Walker v. WeilenmanNo. 8304

Strutz, Judge.

This action was commenced for the purpose of setting aside and declaring void the dissolution of Walker School District and Golden Wealth School District in Sioux County, and the annexation of these districts to Selfridge School District. The plaintiffs are citizens, electors, taxpayers, and patrons of these two school districts. The defendants are the members of the county reorganization committee of Sioux County, of which the county superintendent, Coral Gayton, is the secretary. The Selfridge School District, to which Walker and Golden Wealth school districts were ordered annexed, is also made a defendant.

The pleadings present two issues:

First, did the Sioux County reorganization committee have jurisdiction and authority to dissolve Walker School District and Golden Wealth School District and attach these districts to Selfridge School District?

Second, are the plaintiffs entitled to have Coral Gayton removed from the office of county superintendent of schools of Sioux County?

The pleadings allege, and the evidence shows, that neither Walker nor Golden Wealth school districts have operated schools within their respective districts for more than two years. At the time these dissolution proceedings were started, the law provided that when the county superintendent should notify the county reorganization committee that any school district within the county had not operated a school for the immediately preceding two years, "providing pupils from such school district are not attending school in another state," the county reorganization committee should forthwith give notice of hearing to dissolve such school district and provide for its attachment to an adjoining school district. Sec. 1, Chap. 145, S.L. of 1963.[143 N.W.2d 692]

The action to declare the order of the county reorganization committee, providing for the dissolution of the two districts and their attachment to Selfridge School District, void, was commenced in September of 1964 and tried in May of the following year. In the meantime, the 1965 Legislature had again amended the law on dissolution of school districts to provide, in part, that when any school district within the county had not operated a school for the immediately preceding two years, "providing fifty per cent of the pupils from such school district are not attending school in another state," such district shall be subject to dissolution and annexation.

It is admitted that neither Walker nor Golden Wealth school districts had operated schools within the districts for more than two years prior to the serving of the notice by the county superintendent. On August 21, 1964, the reorganization committee, by a majority vote, declared the two school districts dissolved and voted to annex them to Selfridge School District. The plaintiffs thereupon commenced this action to declare the purported dissolution and annexation null and void. They further demanded, in the same action, that the defendant Coral Gayton be removed from her office as county superintendent on the ground that she was not qualified to hold the office.

The trial court found that, prior to the dissolution, more than one-half of the children from Walker School District were attending school in McIntosh, South Dakota. The court thereupon ordered judgment to be entered decreeing that the Walker School District had not been legally dissolved and that the purported dissolution and annexation to the Selfridge School District were void. The court further found that, although Golden Wealth School District had been legally dissolved, it had not been legally annexed to Selfridge School District and that such annexation was void.
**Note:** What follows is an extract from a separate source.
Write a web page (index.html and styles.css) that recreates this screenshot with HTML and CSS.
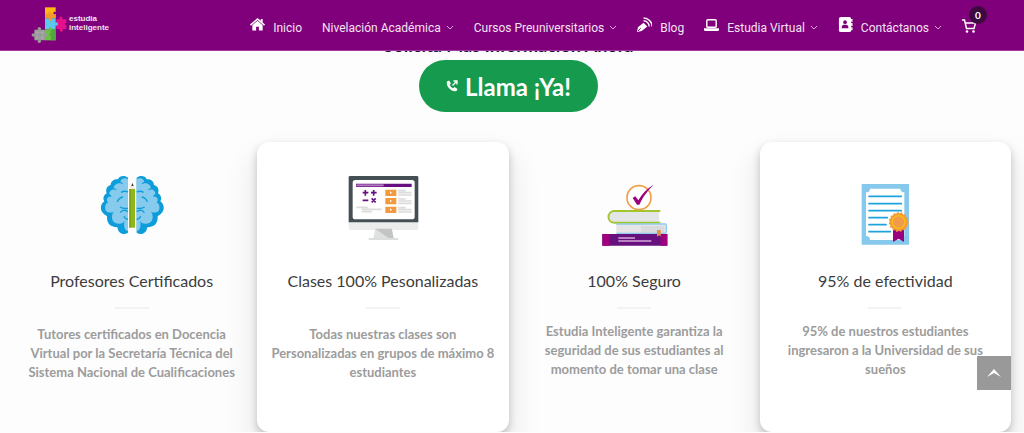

Finally, the court found that the plaintiffs were not entitled to have the defendant Coral Gayton removed from the office of county superintendent of schools of Sioux County. From judgment entered on such orders the defendants have appealed, demanding trial de novo.

Two issues are presented on the appeal:

First, did the county reorganization committee have authority, under applicable statutes,

a. To dissolve the two school districts; and

b. To attach them to Selfridge School District?

Second, are the plaintiffs entitled to have the defendant Coral Gayton removed from the office of county superintendent of schools?

We will discuss these issues in the order in which they are set out.

Did the reorganization committee have authority to dissolve the two school districts and attach them to Selfridge? The law providing for the dissolution of the districts under which these proceedings were had was Chapter 157 of the Session Laws of 1961. This chapter, by its provisions, became effective July 1, 1962. This law provided, among other things, that when the county superintendent of schools should notify the board of county commissioners that any school district within the county had not operated a school for the immediately preceding two years, provided pupils from such district were not attending school in another State, the county commissioners should proceed to dissolve such district. It is conceded that, when the county superintendent issued her notice, the district in question had not operated a school for more than two years. At the time the county reorganization committee, which in 1963 was substituted for the board of county commissioners in reorganization proceedings, entered its order dissolving the districts, it is conceded that "pupils" from Walker were, or had been during the previous school year, attending school outside the State. Plaintiffs contend that the statute[143 N.W.2d 693]

only required that more than one pupil from the district be attending school in another State in order to comply with the provision that such dissolution cannot be had if "pupils from the district" are attending school outside the State. The defendants, on the other hand, contend that "pupils" must be interpreted to mean all of the pupils, not just two and not even a majority, or any number less than all. Thus the interpretation of the provision "pupils from the district" becomes important in a decision as to whether Walker School District has been properly dissolved.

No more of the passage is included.